Percentile Norms for the Aberrant Behavior Checklist in ASD

Thursday, May 15, 2014
Atrium Ballroom (Marriott Marquis Atlanta)
A. J. Kaat, L. Lecavalier and M. G. Aman, Psychology, The Ohio State University, Columbus, OH

The Aberrant Behavior Checklist (ABC) is one of the most commonly used rating scales among youth with intellectual and developmental disabilities, including autism spectrum disorder (ASD). It was originally developed with adolescents and adults in residential facilities and has since been revised to be suitable for children and for those living in the community. The original factor structure with five ABC subscales (Irritability, 15 items; Lethargy/Social Withdrawal, 16 items; Stereotypic Behavior, 7 items; Hyperactivity/Noncompliance, 16 items; Inappropriate Speech, 4 items) has recently been supported in children with ASD. The Irritability subscale was the primary outcome measure in several pivotal multi-site drug studies which resulted in FDA indications for risperidone and aripiprazole in the treatment of irritability in ASD.


The objective of this study is to present normative data on the ABC subscales among youth with ASD, overall and separated by educational level (preschool, school-age, or adolescent), IQ (dichotomized at 70), and gender.


Data were obtained on 1,796 youth with ASD between the ages of 2 and 18 years who participated in the Autism Treatment Network (ATN). The ATN is a network of 17 children’s hospitals. The first parent-completed ABCs and demographic information were used for these analyses. Since the ATN database is clinical, IQ measures were not uniform across participants. Intelligence was dichotomized at 70 to capture children with or without intellectual disability. Descriptive statistics were calculated on ABC subscales, including measures of skew and kurtosis. Percentile norms are reported (due to the significant positive skew) based on various demographic characteristics.

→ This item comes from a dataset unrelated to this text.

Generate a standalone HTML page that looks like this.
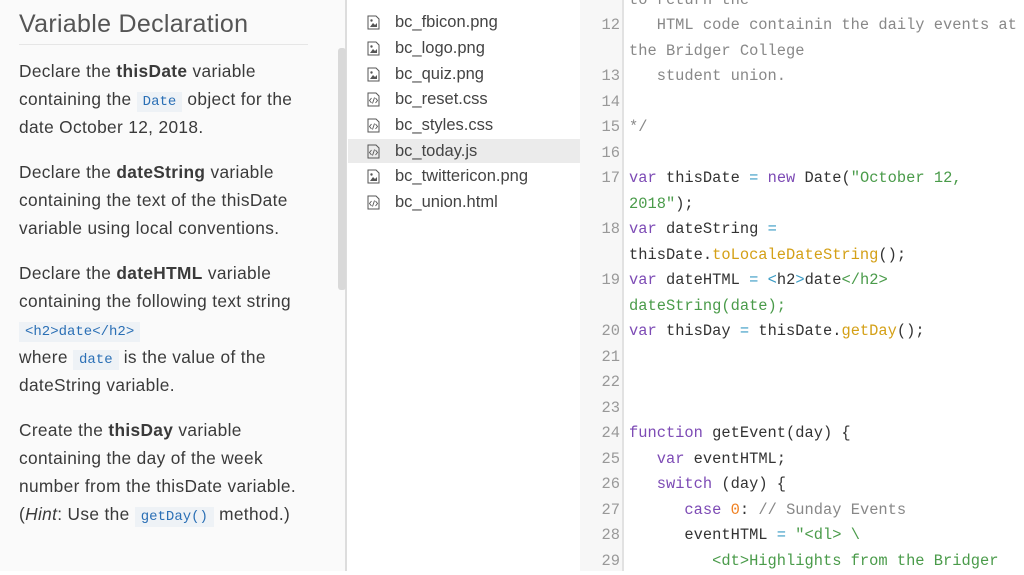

Overall the mean Irritability subscale score was 12.8 (sd 9.6, skew .76, kurtosis -.04), Lethargy/Social Withdrawal was 10.0 (sd 7.8, skew .92, kurtosis .55), Stereotypic Behavior was 5.0 (sd 4.6, skew .887, kurtosis .07), Hyperactivity/Noncompliance was 18.7 (sd 11.4, skew .408, kurtosis -.67), and Inappropriate Speech was 3.7 (sd 3.1, skew .63, kurtosis -.43). A significant positive skew emerged on all subscales when separated into demographically-homogenous subgroups. As such, percentile norms and percentile-based T-scores were calculated overall and separated by educational level (preschool, school-age, or adolescent), IQ (dichotomized at 70), and gender.


Normative information is useful for determining how prevalent an individual’s problem behavior score is. In situations where distributional score characteristics deviate from univariate or multivariate normality, percentile ranks may be more useful clinically. Many statistical analyses assume distributional normality but are robust against minor violations to this at a group level. Percentile rankings, however, allow clinicians to quantify the individual’s behavior more accurately. It also has potential research applications. For example, if a study seeks to investigate clinically-significant irritability and requires a baseline score two standard deviations above the ASD mean (which would hypothetically be the 98th percentile), the researcher may use a cutoff of 32 on the Irritability subscale. However, the 98th percentile actually coincides with a raw score of 36. This and other potential applications are explored.